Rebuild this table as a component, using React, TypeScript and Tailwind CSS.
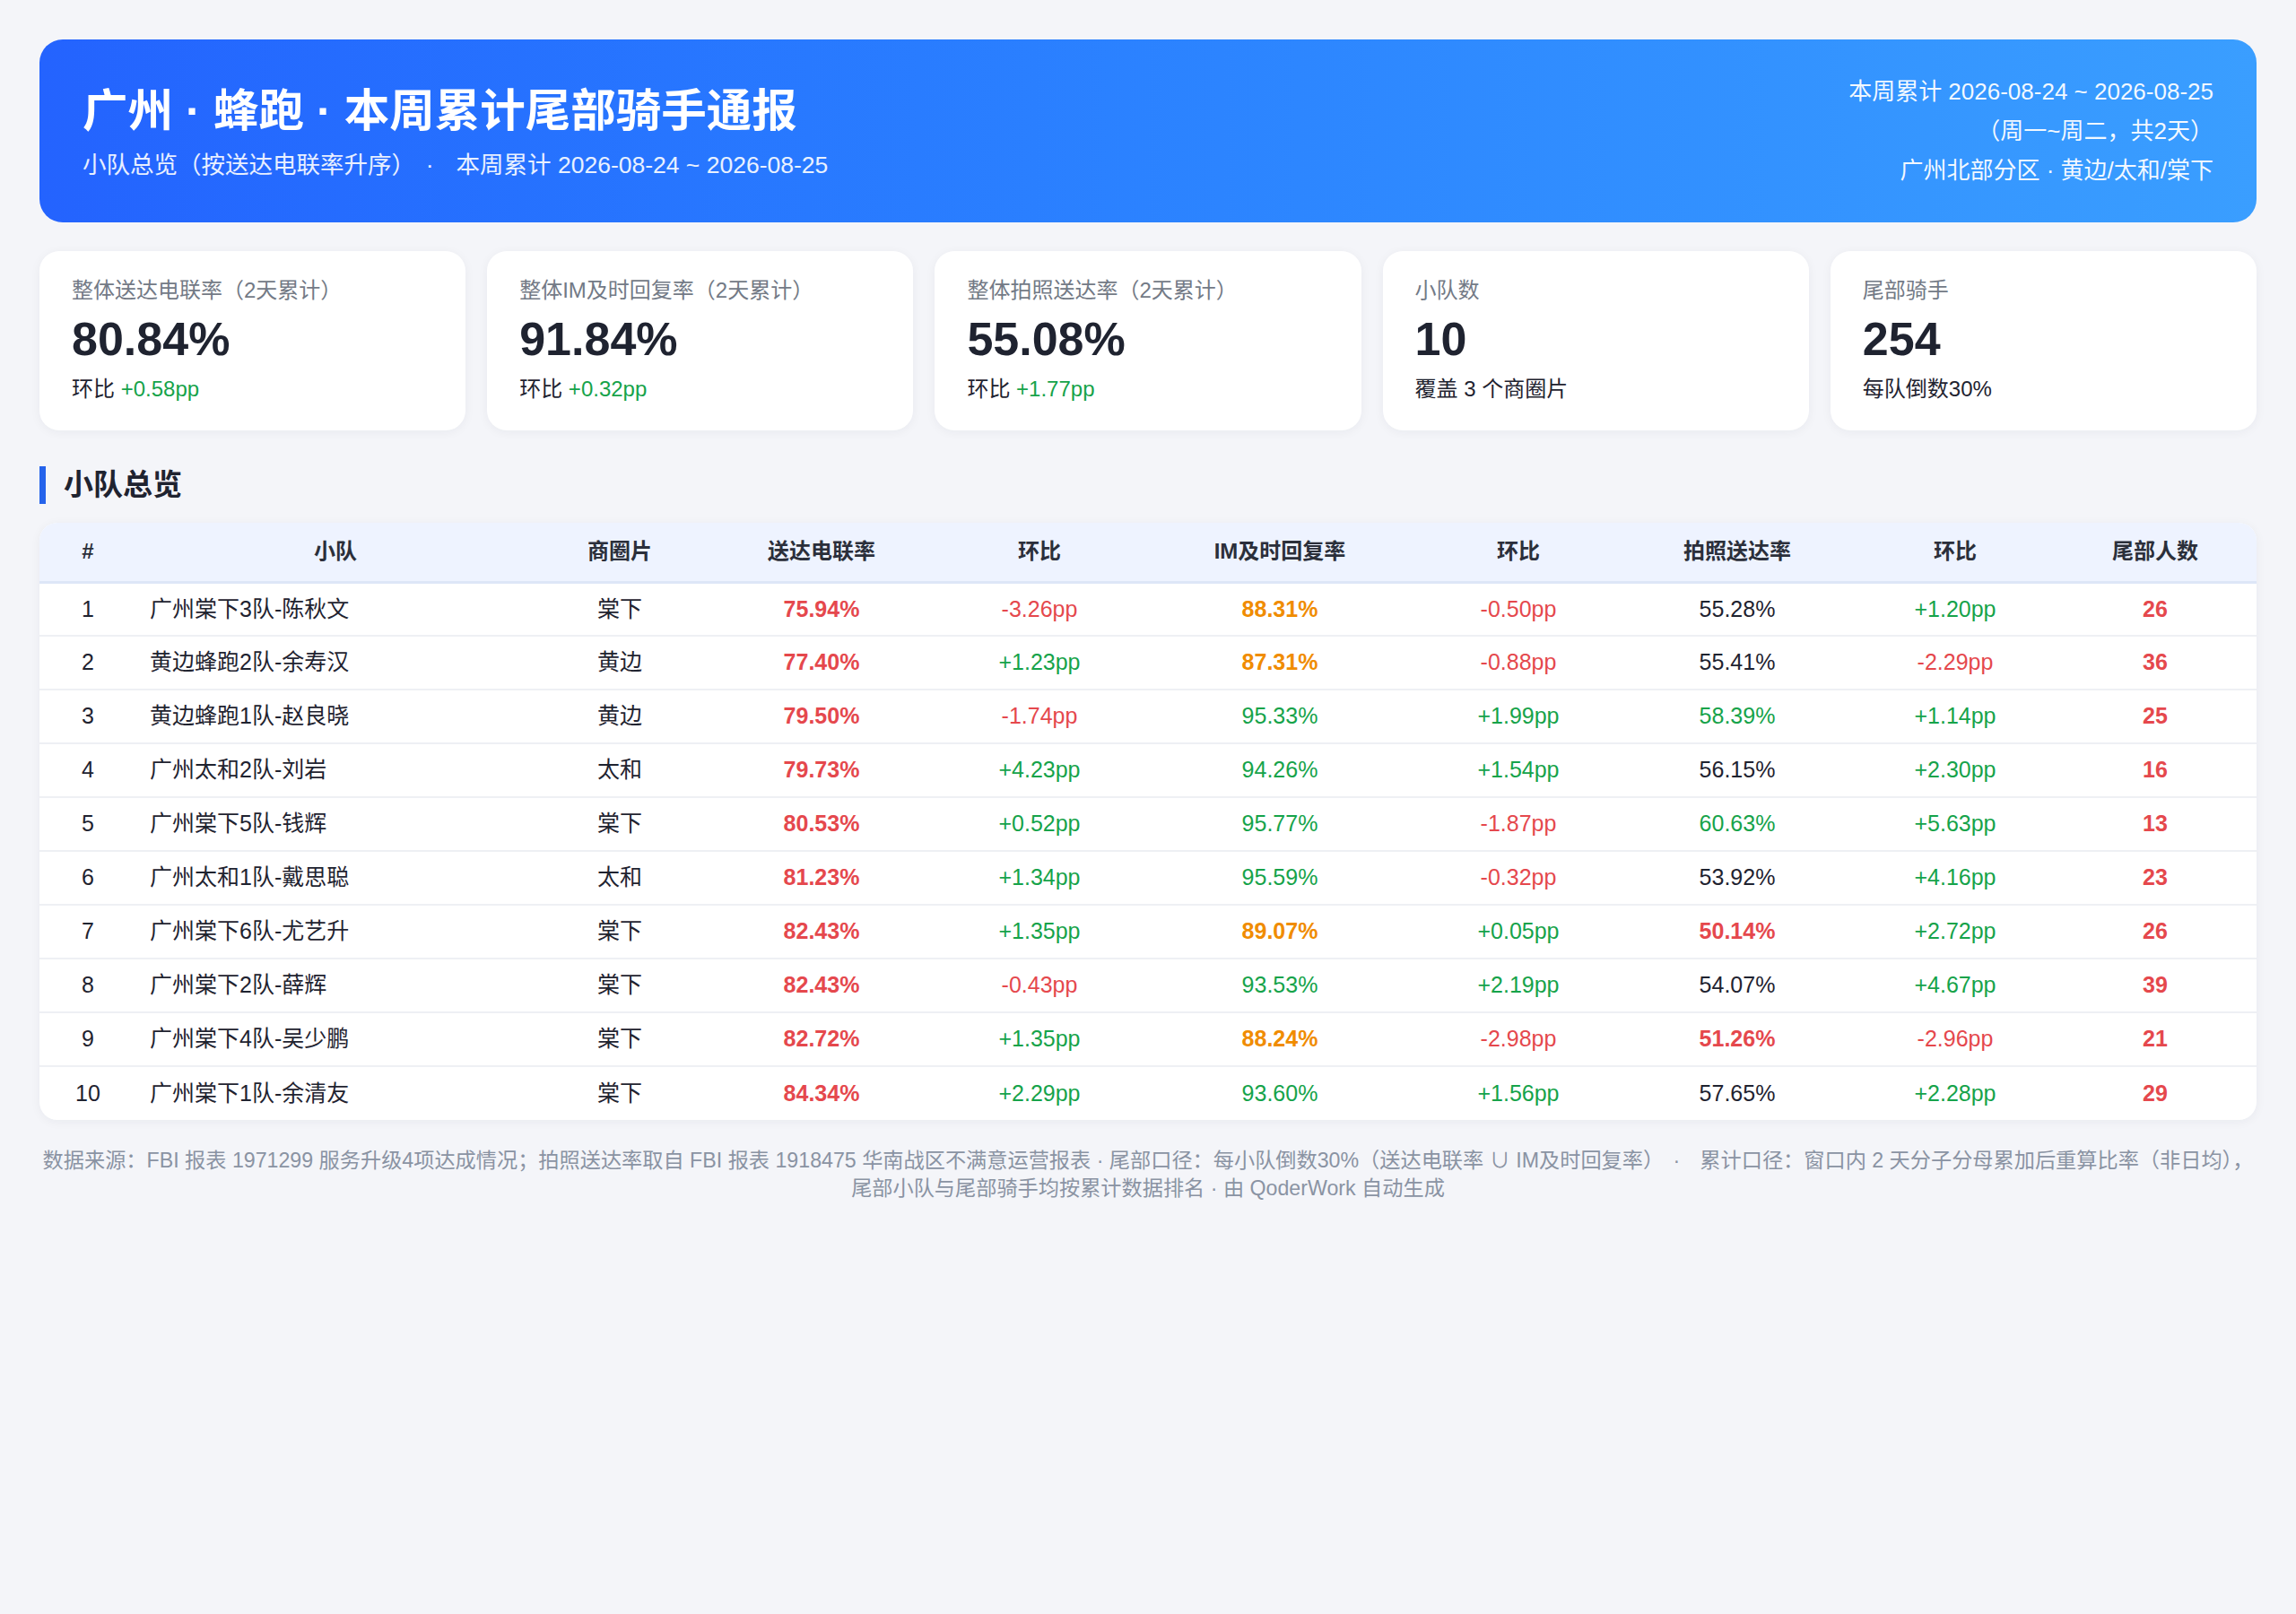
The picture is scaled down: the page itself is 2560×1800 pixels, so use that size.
const FONT = '"Liberation Sans", "Noto Sans CJK SC", sans-serif';

type Row = {
  name: string;
  area: string;
  call: string;
  callD: string;
  im: string;
  imD: string;
  photo: string;
  photoD: string;
  tail: number;
};

const rows: Row[] = [
  { name: "广州棠下3队-陈秋文", area: "棠下", call: "75.94%", callD: "-3.26pp", im: "88.31%", imD: "-0.50pp", photo: "55.28%", photoD: "+1.20pp", tail: 26 },
  { name: "黄边蜂跑2队-余寿汉", area: "黄边", call: "77.40%", callD: "+1.23pp", im: "87.31%", imD: "-0.88pp", photo: "55.41%", photoD: "-2.29pp", tail: 36 },
  { name: "黄边蜂跑1队-赵良晓", area: "黄边", call: "79.50%", callD: "-1.74pp", im: "95.33%", imD: "+1.99pp", photo: "58.39%", photoD: "+1.14pp", tail: 25 },
  { name: "广州太和2队-刘岩", area: "太和", call: "79.73%", callD: "+4.23pp", im: "94.26%", imD: "+1.54pp", photo: "56.15%", photoD: "+2.30pp", tail: 16 },
  { name: "广州棠下5队-钱辉", area: "棠下", call: "80.53%", callD: "+0.52pp", im: "95.77%", imD: "-1.87pp", photo: "60.63%", photoD: "+5.63pp", tail: 13 },
  { name: "广州太和1队-戴思聪", area: "太和", call: "81.23%", callD: "+1.34pp", im: "95.59%", imD: "-0.32pp", photo: "53.92%", photoD: "+4.16pp", tail: 23 },
  { name: "广州棠下6队-尤艺升", area: "棠下", call: "82.43%", callD: "+1.35pp", im: "89.07%", imD: "+0.05pp", photo: "50.14%", photoD: "+2.72pp", tail: 26 },
  { name: "广州棠下2队-薛辉", area: "棠下", call: "82.43%", callD: "-0.43pp", im: "93.53%", imD: "+2.19pp", photo: "54.07%", photoD: "+4.67pp", tail: 39 },
  { name: "广州棠下4队-吴少鹏", area: "棠下", call: "82.72%", callD: "+1.35pp", im: "88.24%", imD: "-2.98pp", photo: "51.26%", photoD: "-2.96pp", tail: 21 },
  { name: "广州棠下1队-余清友", area: "棠下", call: "84.34%", callD: "+2.29pp", im: "93.60%", imD: "+1.56pp", photo: "57.65%", photoD: "+2.28pp", tail: 29 },
];

const stats = [
  { label: "整体送达电联率（2天累计）", value: "80.84%", sub: "环比", delta: "+0.58pp" },
  { label: "整体IM及时回复率（2天累计）", value: "91.84%", sub: "环比", delta: "+0.32pp" },
  { label: "整体拍照送达率（2天累计）", value: "55.08%", sub: "环比", delta: "+1.77pp" },
  { label: "小队数", value: "10", sub: "覆盖 3 个商圈片" },
  { label: "尾部骑手", value: "254", sub: "每队倒数30%" },
];

const cols = [108, 444, 190, 260, 226, 310, 222, 266, 220, 226];
const heads = ["#", "小队", "商圈片", "送达电联率", "环比", "IM及时回复率", "环比", "拍照送达率", "环比", "尾部人数"];

function Delta({ v }: { v: string }) {
  return <span className={v.startsWith("-") ? "text-[#e5484d]" : "text-[#16a34a]"}>{v}</span>;
}

function imCls(v: string) {
  return parseFloat(v) < 90 ? "text-[#f08c00] font-bold" : "text-[#16a34a]";
}

function photoCls(v: string) {
  const n = parseFloat(v);
  if (n < 52) return "text-[#e5484d] font-bold";
  if (n >= 58) return "text-[#16a34a]";
  return "text-[#1f2330]";
}

export default function App() {
  return (
    <div className="min-h-screen bg-[#f4f5f9] p-[44px] text-[#1f2330]" style={{ fontFamily: FONT }}>
      <header className="flex items-center justify-between rounded-[26px] bg-gradient-to-r from-[#2463fe] to-[#3a9eff] px-[48px] py-[36px] text-white">
        <div>
          <h1 className="text-[50.5px] font-bold leading-[70px]">广州 · 蜂跑 · 本周累计尾部骑手通报</h1>
          <p className="mt-[6px] text-[26.5px] leading-[39px] text-white/90">
            小队总览（按送达电联率升序）<span className="mx-[25px]">·</span>本周累计 2026-08-24 ~ 2026-08-25
          </p>
        </div>
        <div className="text-right text-[26px] leading-[44px] text-white/95">
          <div>本周累计 2026-08-24 ~ 2026-08-25</div>
          <div>（周一~周二，共2天）</div>
          <div>广州北部分区 · 黄边/太和/棠下</div>
        </div>
      </header>

      <section className="mt-[32px] grid grid-cols-5 gap-[24px]">
        {stats.map((s) => (
          <div key={s.label} className="rounded-[22px] bg-white px-[36px] pb-[28px] pt-[26px] shadow-[0_2px_12px_rgba(20,30,60,0.05)]">
            <div className="text-[24px] leading-[36px] text-[#737a86]">{s.label}</div>
            <div className="mt-[4px] text-[52px] font-bold leading-[64px] text-[#1f2330]">{s.value}</div>
            <div className="mt-[6px] text-[24px] leading-[36px] text-[#1f2330]">
              {s.sub}
              {s.delta && <span className="text-[#16a34a]"> {s.delta}</span>}
            </div>
          </div>
        ))}
      </section>

      <h2 className="mt-[40px] flex h-[42px] items-center border-l-[7px] border-[#2563eb] pl-[20px] text-[33px] font-bold leading-[42px] text-[#1f2330]">
        小队总览
      </h2>

      <div className="mt-[21px] overflow-hidden rounded-[20px] bg-white shadow-[0_2px_12px_rgba(20,30,60,0.05)]">
        <table className="w-full table-fixed border-collapse text-[25px]">
          <colgroup>
            {cols.map((w, i) => (
              <col key={i} style={{ width: w }} />
            ))}
          </colgroup>
          <thead>
            <tr className="h-[66px] border-b-[3px] border-[#dde6f7] bg-[#eef3ff]">
              {heads.map((h, i) => (
                <th key={i} className="text-center text-[24px] font-bold text-[#2b2f3a]">
                  {h}
                </th>
              ))}
            </tr>
          </thead>
          <tbody>
            {rows.map((r, i) => (
              <tr key={i} className="h-[60px] border-b-2 border-[#eef0f4] text-center last:border-b-0">
                <td>{i + 1}</td>
                <td className="pl-[15px] text-left">{r.name}</td>
                <td>{r.area}</td>
                <td className="font-bold text-[#e5484d]">{r.call}</td>
                <td>
                  <Delta v={r.callD} />
                </td>
                <td className={imCls(r.im)}>{r.im}</td>
                <td>
                  <Delta v={r.imD} />
                </td>
                <td className={photoCls(r.photo)}>{r.photo}</td>
                <td>
                  <Delta v={r.photoD} />
                </td>
                <td className="font-bold text-[#e5484d]">{r.tail}</td>
              </tr>
            ))}
          </tbody>
        </table>
      </div>

      <footer className="mt-[30px] text-center text-[23.2px] leading-[31px] text-[#8a93a3]">
        <div className="whitespace-nowrap">
          数据来源：FBI 报表 1971299 服务升级4项达成情况；拍照送达率取自 FBI 报表 1918475 华南战区不满意运营报表 · 尾部口径：每小队倒数30%（送达电联率 ∪ IM及时回复率）<span className="mx-[22px]">·</span>累计口径：窗口内 2 天分子分母累加后重算比率（非日均），
        </div>
        <div className="whitespace-nowrap">尾部小队与尾部骑手均按累计数据排名 · 由 QoderWork 自动生成</div>
      </footer>
    </div>
  );
}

::::::::::

> _AIM_: Omit each picture, then return all of the listing exactly as it stands.

> _SOLUTION FOR THIS TASK_:
Rebuild this table as a component, using React, TypeScript and Tailwind CSS.
The picture is scaled down: the page itself is 2560×1800 pixels, so use that size.
const FONT = '"Liberation Sans", "Noto Sans CJK SC", sans-serif';

type Row = {
  name: string;
  area: string;
  call: string;
  callD: string;
  im: string;
  imD: string;
  photo: string;
  photoD: string;
  tail: number;
};

const rows: Row[] = [
  { name: "广州棠下3队-陈秋文", area: "棠下", call: "75.94%", callD: "-3.26pp", im: "88.31%", imD: "-0.50pp", photo: "55.28%", photoD: "+1.20pp", tail: 26 },
  { name: "黄边蜂跑2队-余寿汉", area: "黄边", call: "77.40%", callD: "+1.23pp", im: "87.31%", imD: "-0.88pp", photo: "55.41%", photoD: "-2.29pp", tail: 36 },
  { name: "黄边蜂跑1队-赵良晓", area: "黄边", call: "79.50%", callD: "-1.74pp", im: "95.33%", imD: "+1.99pp", photo: "58.39%", photoD: "+1.14pp", tail: 25 },
  { name: "广州太和2队-刘岩", area: "太和", call: "79.73%", callD: "+4.23pp", im: "94.26%", imD: "+1.54pp", photo: "56.15%", photoD: "+2.30pp", tail: 16 },
  { name: "广州棠下5队-钱辉", area: "棠下", call: "80.53%", callD: "+0.52pp", im: "95.77%", imD: "-1.87pp", photo: "60.63%", photoD: "+5.63pp", tail: 13 },
  { name: "广州太和1队-戴思聪", area: "太和", call: "81.23%", callD: "+1.34pp", im: "95.59%", imD: "-0.32pp", photo: "53.92%", photoD: "+4.16pp", tail: 23 },
  { name: "广州棠下6队-尤艺升", area: "棠下", call: "82.43%", callD: "+1.35pp", im: "89.07%", imD: "+0.05pp", photo: "50.14%", photoD: "+2.72pp", tail: 26 },
  { name: "广州棠下2队-薛辉", area: "棠下", call: "82.43%", callD: "-0.43pp", im: "93.53%", imD: "+2.19pp", photo: "54.07%", photoD: "+4.67pp", tail: 39 },
  { name: "广州棠下4队-吴少鹏", area: "棠下", call: "82.72%", callD: "+1.35pp", im: "88.24%", imD: "-2.98pp", photo: "51.26%", photoD: "-2.96pp", tail: 21 },
  { name: "广州棠下1队-余清友", area: "棠下", call: "84.34%", callD: "+2.29pp", im: "93.60%", imD: "+1.56pp", photo: "57.65%", photoD: "+2.28pp", tail: 29 },
];

const stats = [
  { label: "整体送达电联率（2天累计）", value: "80.84%", sub: "环比", delta: "+0.58pp" },
  { label: "整体IM及时回复率（2天累计）", value: "91.84%", sub: "环比", delta: "+0.32pp" },
  { label: "整体拍照送达率（2天累计）", value: "55.08%", sub: "环比", delta: "+1.77pp" },
  { label: "小队数", value: "10", sub: "覆盖 3 个商圈片" },
  { label: "尾部骑手", value: "254", sub: "每队倒数30%" },
];

const cols = [108, 444, 190, 260, 226, 310, 222, 266, 220, 226];
const heads = ["#", "小队", "商圈片", "送达电联率", "环比", "IM及时回复率", "环比", "拍照送达率", "环比", "尾部人数"];

function Delta({ v }: { v: string }) {
  return <span className={v.startsWith("-") ? "text-[#e5484d]" : "text-[#16a34a]"}>{v}</span>;
}

function imCls(v: string) {
  return parseFloat(v) < 90 ? "text-[#f08c00] font-bold" : "text-[#16a34a]";
}

function photoCls(v: string) {
  const n = parseFloat(v);
  if (n < 52) return "text-[#e5484d] font-bold";
  if (n >= 58) return "text-[#16a34a]";
  return "text-[#1f2330]";
}

export default function App() {
  return (
    <div className="min-h-screen bg-[#f4f5f9] p-[44px] text-[#1f2330]" style={{ fontFamily: FONT }}>
      <header className="flex items-center justify-between rounded-[26px] bg-gradient-to-r from-[#2463fe] to-[#3a9eff] px-[48px] py-[36px] text-white">
        <div>
          <h1 className="text-[50.5px] font-bold leading-[70px]">广州 · 蜂跑 · 本周累计尾部骑手通报</h1>
          <p className="mt-[6px] text-[26.5px] leading-[39px] text-white/90">
            小队总览（按送达电联率升序）<span className="mx-[25px]">·</span>本周累计 2026-08-24 ~ 2026-08-25
          </p>
        </div>
        <div className="text-right text-[26px] leading-[44px] text-white/95">
          <div>本周累计 2026-08-24 ~ 2026-08-25</div>
          <div>（周一~周二，共2天）</div>
          <div>广州北部分区 · 黄边/太和/棠下</div>
        </div>
      </header>

      <section className="mt-[32px] grid grid-cols-5 gap-[24px]">
        {stats.map((s) => (
          <div key={s.label} className="rounded-[22px] bg-white px-[36px] pb-[28px] pt-[26px] shadow-[0_2px_12px_rgba(20,30,60,0.05)]">
            <div className="text-[24px] leading-[36px] text-[#737a86]">{s.label}</div>
            <div className="mt-[4px] text-[52px] font-bold leading-[64px] text-[#1f2330]">{s.value}</div>
            <div className="mt-[6px] text-[24px] leading-[36px] text-[#1f2330]">
              {s.sub}
              {s.delta && <span className="text-[#16a34a]"> {s.delta}</span>}
            </div>
          </div>
        ))}
      </section>

      <h2 className="mt-[40px] flex h-[42px] items-center border-l-[7px] border-[#2563eb] pl-[20px] text-[33px] font-bold leading-[42px] text-[#1f2330]">
        小队总览
      </h2>

      <div className="mt-[21px] overflow-hidden rounded-[20px] bg-white shadow-[0_2px_12px_rgba(20,30,60,0.05)]">
        <table className="w-full table-fixed border-collapse text-[25px]">
          <colgroup>
            {cols.map((w, i) => (
              <col key={i} style={{ width: w }} />
            ))}
          </colgroup>
          <thead>
            <tr className="h-[66px] border-b-[3px] border-[#dde6f7] bg-[#eef3ff]">
              {heads.map((h, i) => (
                <th key={i} className="text-center text-[24px] font-bold text-[#2b2f3a]">
                  {h}
                </th>
              ))}
            </tr>
          </thead>
          <tbody>
            {rows.map((r, i) => (
              <tr key={i} className="h-[60px] border-b-2 border-[#eef0f4] text-center last:border-b-0">
                <td>{i + 1}</td>
                <td className="pl-[15px] text-left">{r.name}</td>
                <td>{r.area}</td>
                <td className="font-bold text-[#e5484d]">{r.call}</td>
                <td>
                  <Delta v={r.callD} />
                </td>
                <td className={imCls(r.im)}>{r.im}</td>
                <td>
                  <Delta v={r.imD} />
                </td>
                <td className={photoCls(r.photo)}>{r.photo}</td>
                <td>
                  <Delta v={r.photoD} />
                </td>
                <td className="font-bold text-[#e5484d]">{r.tail}</td>
              </tr>
            ))}
          </tbody>
        </table>
      </div>

      <footer className="mt-[30px] text-center text-[23.2px] leading-[31px] text-[#8a93a3]">
        <div className="whitespace-nowrap">
          数据来源：FBI 报表 1971299 服务升级4项达成情况；拍照送达率取自 FBI 报表 1918475 华南战区不满意运营报表 · 尾部口径：每小队倒数30%（送达电联率 ∪ IM及时回复率）<span className="mx-[22px]">·</span>累计口径：窗口内 2 天分子分母累加后重算比率（非日均），
        </div>
        <div className="whitespace-nowrap">尾部小队与尾部骑手均按累计数据排名 · 由 QoderWork 自动生成</div>
      </footer>
    </div>
  );
}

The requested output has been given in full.